Private hospitals, which have been freed of a bed-quota system, however, have offered to support if infection numbers were to spike suddenly, and beds in government hospitals are not sufficient, Sudhakar said.
He scotched speculations of a night curfew to rid Karnataka of the infection swiftly. “We shouldn’t be talking about such restrictions when the Covid curve is flattening.” Any new restriction, the minister said, would depend on how the infection will play out in the coming weeks.
“The pandemic is under control.

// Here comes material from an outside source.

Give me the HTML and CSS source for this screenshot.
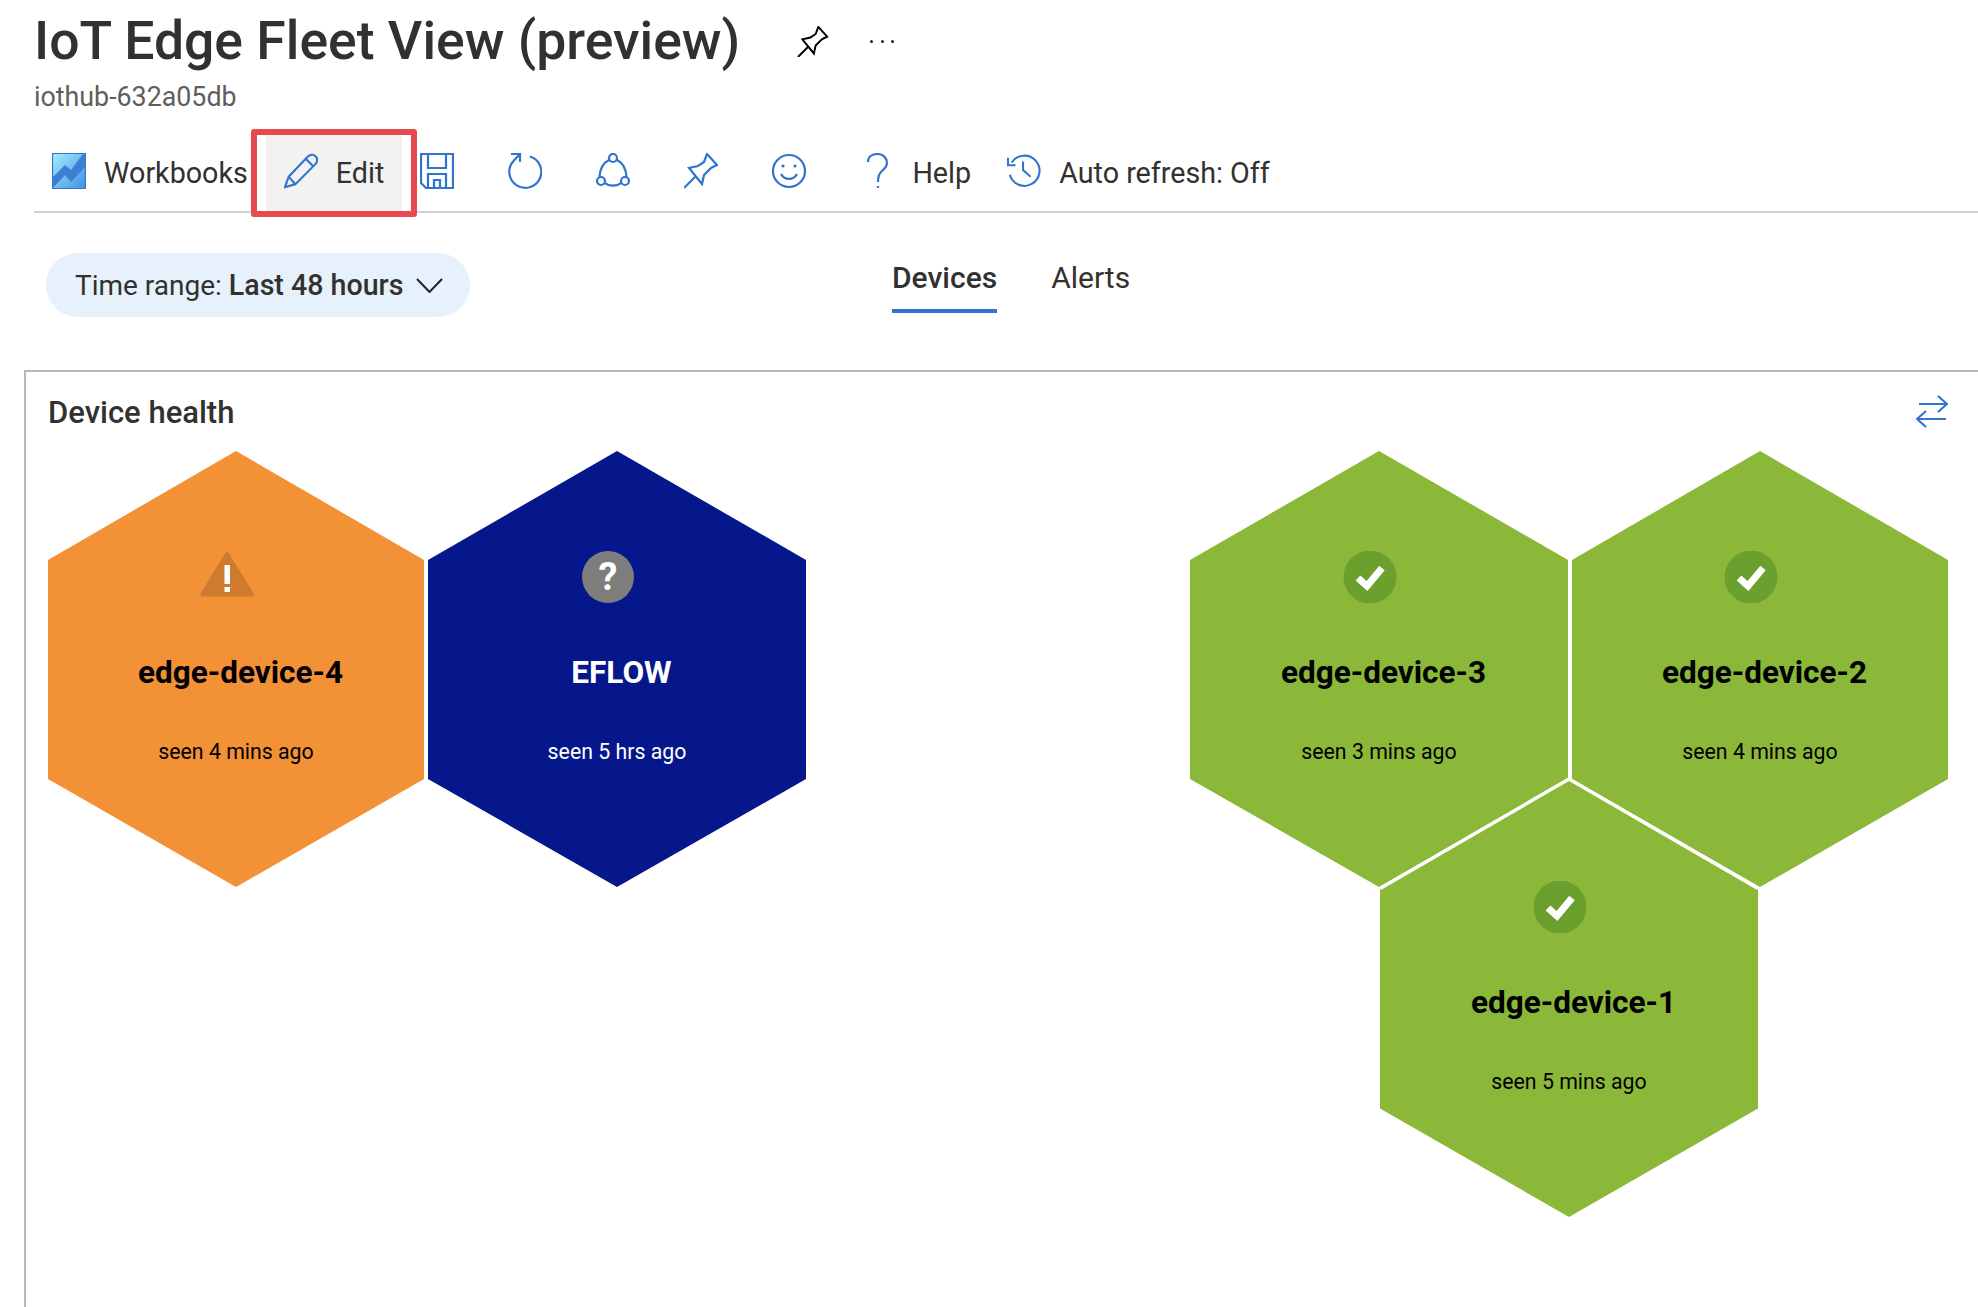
FILE: index.html
```html
<!DOCTYPE html>
<html lang="en">
<head>
  <meta charset="UTF-8" />
  <title>IoT Edge Fleet View (preview)</title>
  <link rel="stylesheet" href="styles.css">
</head>
<body>

  <header class="title-bar">
    <div class="title-row">
      <h1>IoT Edge Fleet View (preview)</h1>
      <svg class="title-pin" viewBox="0 0 34 35"><path d="M23 1 33 12 27 15 20 22 18 31 5 15 14 13 20 9ZM11 24 0 35"/></svg>
      <div class="title-more"><span></span><span></span><span></span></div>
    </div>
    <p class="subtitle">iothub-632a05db</p>
  </header>

  <nav class="toolbar">
    <a class="tool">
      <svg class="tool-icon" viewBox="0 0 34 36">
        <defs>
          <linearGradient id="wb" x1="0" y1="0" x2="1" y2="1">
            <stop offset="0" stop-color="#a6effd"/>
            <stop offset="1" stop-color="#3f8fe4"/>
          </linearGradient>
        </defs>
        <rect width="34" height="36" rx="2" fill="url(#wb)"/>
        <path class="wb-band" d="M0 25 13 12 19 17 31 1 34 3V13L19 29 13 22 0 36Z"/>
      </svg>
      <span class="tool-label">Workbooks</span>
    </a>
    <a class="tool tool-marked">
      <svg class="tool-icon" viewBox="0 0 36 36"><path d="M1 35 5 24 25 3C28 0 32 0 34 3 36 6 35 9 33 11L12 32ZM5 24 12 32M23 5 31 13"/></svg>
      <span class="tool-label">Edit</span>
    </a>
    <a class="tool">
      <svg class="tool-icon" viewBox="0 0 34 36"><path d="M1 1H33V35H6L1 30ZM8 1V15H26V1M8 35V21H26V35M14 35V27H20V35"/></svg>
    </a>
    <a class="tool">
      <svg class="tool-icon" viewBox="0 0 34 36"><path d="M22 3.5A16 16 0 1 1 5.5 8L12 1M3 1H12V9"/></svg>
    </a>
    <a class="tool">
      <svg class="tool-icon" viewBox="0 0 34 36"><circle cx="17" cy="5" r="4"/><circle cx="5" cy="28" r="4"/><circle cx="29" cy="28" r="4"/><path d="M13 7C7 10 4 16 3.5 24M21 7C27 10 30 16 30.5 24M9 30C13 33.5 21 33.5 25 30"/></svg>
    </a>
    <a class="tool">
      <svg class="tool-icon" viewBox="0 0 34 36"><path d="M23 1 33 12 27 15 20 22 18 31 5 15 14 13 20 9ZM11 24 0 35"/></svg>
    </a>
    <a class="tool">
      <svg class="tool-icon" viewBox="0 0 34 36"><circle cx="17" cy="18" r="16"/><path d="M9 21A9 9 0 0 0 25 21"/><circle class="solid" cx="11" cy="13" r="1.6"/><circle class="solid" cx="23" cy="13" r="1.6"/></svg>
    </a>
    <a class="tool">
      <svg class="tool-icon" viewBox="0 0 34 36"><path d="M8 9C8 4 12 1 17.5 1 23 1 27 5 27 10 27 14 24 16 21 19 19 21 18 23 18 29M18 33V35"/></svg>
      <span class="tool-label">Help</span>
    </a>
    <a class="tool">
      <svg class="tool-icon" viewBox="0 0 36 36"><path d="M3 22A16 16 0 1 0 5 9M1 4V12H9M17 8V17L25 24"/></svg>
      <span class="tool-label">Auto refresh: Off</span>
    </a>
  </nav>

  <div class="filter-row">
    <button class="time-pill">
      Time range:&nbsp;<b>Last 48 hours</b>
      <svg class="chevron" viewBox="0 0 27 15"><path d="M1 1 13.500 14 26 1"/></svg>
    </button>
    <div class="tabs">
      <a class="tab tab-active">Devices</a>
      <a class="tab">Alerts</a>
    </div>
  </div>

  <main class="panel">
    <div class="panel-head">
      <h2>Device health</h2>
      <svg class="swap" viewBox="0 0 32 33"><path d="M3 9H31M22 1 31 9 22 17M30 24H1M10 16 1 24 10 32"/></svg>
    </div>

    <div class="hex-map">
      <div class="hex hex-4 warn">
        <svg class="hex-shape" viewBox="0 0 378 436" preserveAspectRatio="none"><polygon points="189,0 378,109 378,328 189,436 0,328 0,109"/></svg>
        <div class="hex-icon">
          <svg viewBox="0 0 54 52"><path class="warn-tri" d="M27 4 51 43H3Z"/><rect class="warn-mark" x="24.500" y="14" width="5.500" height="19"/><rect class="warn-mark" x="24.500" y="36" width="5.500" height="5"/></svg>
        </div>
        <div class="hex-name">edge-device-4</div>
        <div class="hex-seen">seen 4 mins ago</div>
      </div>

      <div class="hex hex-eflow unknown">
        <svg class="hex-shape" viewBox="0 0 378 436" preserveAspectRatio="none"><polygon points="189,0 378,109 378,328 189,436 0,328 0,109"/></svg>
        <div class="hex-icon"><span class="question">?</span></div>
        <div class="hex-name">EFLOW</div>
        <div class="hex-seen">seen 5 hrs ago</div>
      </div>

      <div class="hex hex-3 ok">
        <svg class="hex-shape" viewBox="0 0 378 436" preserveAspectRatio="none"><polygon points="189,0 378,109 378,328 189,436 0,328 0,109"/></svg>
        <div class="hex-icon">
          <svg viewBox="0 0 54 52"><circle class="ok-badge" cx="27" cy="26" r="26.500"/><path class="ok-check" d="M15 27 24 35 39 17"/></svg>
        </div>
        <div class="hex-name">edge-device-3</div>
        <div class="hex-seen">seen 3 mins ago</div>
      </div>

      <div class="hex hex-2 ok">
        <svg class="hex-shape" viewBox="0 0 378 436" preserveAspectRatio="none"><polygon points="189,0 378,109 378,328 189,436 0,328 0,109"/></svg>
        <div class="hex-icon">
          <svg viewBox="0 0 54 52"><circle class="ok-badge" cx="27" cy="26" r="26.500"/><path class="ok-check" d="M15 27 24 35 39 17"/></svg>
        </div>
        <div class="hex-name">edge-device-2</div>
        <div class="hex-seen">seen 4 mins ago</div>
      </div>

      <div class="hex hex-1 ok">
        <svg class="hex-shape" viewBox="0 0 378 436" preserveAspectRatio="none"><polygon points="189,0 378,109 378,328 189,436 0,328 0,109"/><polyline class="hex-seam" points="0,109 189,0 378,109"/></svg>
        <div class="hex-icon">
          <svg viewBox="0 0 54 52"><circle class="ok-badge" cx="27" cy="26" r="26.500"/><path class="ok-check" d="M15 27 24 35 39 17"/></svg>
        </div>
        <div class="hex-name">edge-device-1</div>
        <div class="hex-seen">seen 5 mins ago</div>
      </div>
    </div>
  </main>

</body>
</html>
```

FILE: styles.css
```css
html, body {
  height: 100%;
}

body {
  margin: 0;
  display: flex;
  flex-direction: column;
  overflow: hidden;
  background: #fff;
  color: #323130;
  font-family: Roboto, sans-serif;
}

/* title */
.title-bar {
  padding: 13px 0 18px 34px;
}

.title-row {
  display: flex;
  align-items: center;
  height: 56px;
}

h1 {
  margin: 0;
  font-size: 53.5px;
  font-weight: 500;
  line-height: 56px;
}

.title-pin {
  width: 34px;
  height: 31px;
  margin: 0 0 0 56px;
  fill: none;
  stroke: #000;
  stroke-width: 2.2;
}

.title-more {
  display: flex;
  gap: 7.5px;
  margin-left: 40px;
}

.title-more span {
  width: 3px;
  height: 3px;
  border-radius: 50%;
  background: #222;
}

.subtitle {
  margin: 12px 0 0;
  color: #605e5c;
  font-size: 26.8px;
  line-height: 32px;
}

/* toolbar */
.toolbar {
  display: flex;
  align-items: center;
  height: 80px;
  margin: 0 0 0 34px;
  border-bottom: 2px solid #d2d0ce;
  font-size: 28.7px;
}

.tool {
  position: relative;
  display: flex;
  align-items: center;
  height: 100%;
  padding: 0 18px;
}

.tool-icon {
  width: 34px;
  height: 36px;
  margin-right: 18px;
  fill: none;
  stroke: #2f74d0;
  stroke-width: 2.2;
}

.tool-label {
  padding-top: 4px;
}

.tool-icon .solid {
  fill: #2f74d0;
  stroke: none;
}

.wb-band {
  fill: #3c7ed3;
  stroke: none;
}

.tool-marked {
  background: #f3f2f1;
}

/* the red box drawn over the Edit button */
.tool-marked::after {
  content: "";
  position: absolute;
  left: -15px;
  right: -15px;
  top: -2px;
  bottom: -6px;
  border: 6px solid #e8484f;
  border-radius: 3px;
}

/* filter row */
.filter-row {
  position: relative;
  height: 157px;
}

.time-pill {
  position: absolute;
  left: 46px;
  top: 40px;
  display: flex;
  align-items: center;
  width: 424px;
  height: 64px;
  padding: 0 0 0 29px;
  border: 0;
  border-radius: 32px;
  background: #e6f1fb;
  color: #323130;
  font: inherit;
  font-size: 28px;
}

.time-pill b {
  font-size: 28.6px;
  font-weight: 500;
}

.chevron {
  width: 27px;
  height: 15px;
  margin-left: 13px;
  fill: none;
  stroke: #222;
  stroke-width: 2;
}

.tabs {
  position: absolute;
  left: 892px;
  top: 45px;
  display: flex;
  gap: 54px;
  font-size: 30px;
}

.tab {
  height: 51px;
  line-height: 40px;
}

.tab-active {
  font-weight: 500;
  border-bottom: 4px solid #2f74d0;
}

/* panel */
.panel {
  flex: 1;
  margin-left: 24px;
  padding: 0 30px 0 22px;
  border-top: 2px solid #b8b8b8;
  border-left: 2px solid #b8b8b8;
}

.panel-head {
  display: flex;
  align-items: center;
  justify-content: space-between;
  height: 79px;
}

h2 {
  margin: 2px 0 0;
  font-size: 31px;
  font-weight: 500;
}

.swap {
  width: 32px;
  height: 33px;
  fill: none;
  stroke: #2f74d0;
  stroke-width: 2.2;
}

.hex-map {
  position: relative;
  height: 766px;
}

.hex {
  position: absolute;
  display: flex;
  flex-direction: column;
  align-items: center;
  width: 378px;
  height: 436px;
  padding-top: 100px;
  box-sizing: border-box;
  color: #000;
}

.hex-4 { left: 0; top: 0; width: 376px; }
.hex-eflow { left: 380px; top: 0; }
.hex-3 { left: 1142px; top: 0; }
.hex-2 { left: 1524px; top: 0; width: 376px; }
.hex-1 { left: 1332px; top: 328px; height: 438px; padding-top: 102px; }

.hex-shape {
  position: absolute;
  left: 0;
  top: 0;
  width: 100%;
  height: 100%;
  overflow: visible;
}

.hex-seam {
  fill: none;
  stroke: #fff;
  stroke-width: 3.5;
}

.warn .hex-shape { fill: #f29136; }
.unknown .hex-shape { fill: #05178a; }
.ok .hex-shape { fill: #8bb838; }

.unknown {
  color: #fff;
}

.hex-icon {
  position: relative;
  width: 54px;
  height: 52px;
  margin-right: 18px;
}

.hex-icon svg {
  display: block;
  width: 54px;
  height: 52px;
}

.warn-tri {
  fill: #cd7c2f;
  stroke: #cd7c2f;
  stroke-width: 5;
  stroke-linejoin: round;
}

.warn-mark {
  fill: #fff;
}

.question {
  display: block;
  width: 52px;
  height: 52px;
  margin-left: 1px;
  border-radius: 50%;
  background: #7d7d7d;
  color: #fff;
  font-size: 38px;
  font-weight: 700;
  line-height: 52px;
  text-align: center;
}

.ok-badge {
  fill: #6ba02e;
}

.ok-check {
  fill: none;
  stroke: #fff;
  stroke-width: 7;
}

.hex-name {
  position: relative;
  margin: 50px 0 0 9px;
  font-size: 31.5px;
  font-weight: 700;
  line-height: 40px;
}

.hex-seen {
  position: relative;
  margin-top: 45px;
  font-size: 21.3px;
  line-height: 28px;
}
```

From almost 19% positivity rate a couple of months back, it has dropped to less than 1.2%. The testing numbers during this period, however, have gone up to as much as 1.2 lakh a day,” Sudhakar said. “Even the case fatality ratio ( the number of deaths per 100 infected persons) has declined.”
TECH AT WORK
The health department, the minister said, has developed a robust database after conducting a statewide survey, capturing the age and health profile of family members. “We have the data of persons with comorbidity, frontline workers, senior citizens, vulnerable groups, etc. We will make use of the technology in storing, distributing and finally vaccinating people.”
Karnataka is working on a comprehensive digital health registry with the health status of every citizen. The minister acknowledged it is a gargantuan task as they have to capture details of six crore plus people, but they have embarked on it nevertheless, and update it every year. “We will start the pilot in Chikkaballapura. This will help the government how to deploy funds based on the health profile of a certain region. This data can be a useful reference material for other departments as well.”
The minister added: “It will be like a health census of the state. I want to finish it in 1-1.5 years. We are engaging external consultants who have handled similar projects in other countries.”
On reopening of schools for in-person learning, Sudhakar said they are in favour of a graded reopening. “Higher education classes have started, and the government will slowly open junior classes, going by the data on infection among students.”